No caso do trigo, o vice-presidente do Sindicato da Indústria do Trigo do Estado de São Paulo (Sindustrigo), Christian Saigh, conta que há 38 mil toneladas estocadas em Santos (SP), o correspondente a 27% da quantidade moída em um mês no Estado de São Paulo.
Insumo para farinha de trigo, pães e massas, há cargas do grão paradas há 14 dias, segundo ele, enquanto a liberação ocorria em até 48 horas antes da operação-padrão. “Isso começa a comprometer o estoque dos moinhos. Neste momento, ainda não tem desabastecimento, mas não posso afirmar que não vai ter porque não tenho nenhuma previsão da Receita de quando a carga será liberada”, afirmou.

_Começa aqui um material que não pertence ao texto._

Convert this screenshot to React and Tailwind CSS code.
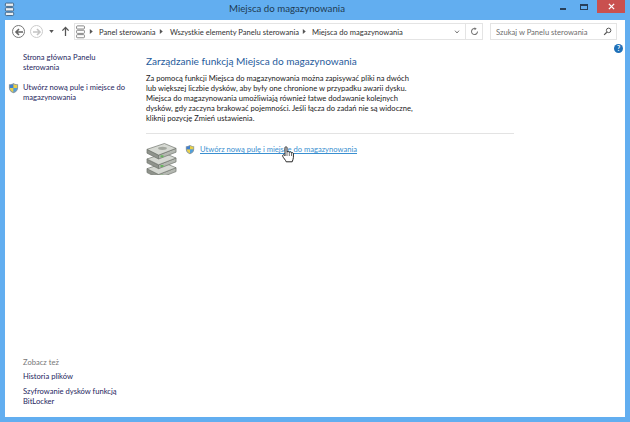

Saigh alerta que a capacidade de armazenamento nos silos está no limite e há cinco navios chegando nos próximos dias. Sem conseguir descarregar, as embarcações ficam paradas em Santos, o que causa um prejuízo de R$ 210 mil por dia aos importadores. “Não tem como não repassar isso para os preços. Nós já vínhamos defasados, o preço do trigo aumentou 40% em função da guerra, o frete dobrou. A indústria fez o seu papel, se programou, foi lá, fretou navio. Agora precisamos de uma atenção da Receita Federal”, disse.
Movimento 'inevitável'
O presidente do Sindicato Nacional dos Auditores Fiscais (Sindifisco), Isac Falcão, disse que o movimento é "inevitável" para evitar que se perpetue a situação atual, em que o governo cortou em 50% o orçamento da Receita neste ano. Apesar das filas nas aduanas, ele diz que o governo segue “fechado ao diálogo”. “Dizem coisas genéricas, que entendem nossos pleitos como importantes, justos, razoáveis. Mas não dão prazo para resolver os problemas”, completou.
Procurada, a Receita Federal não se manifestou.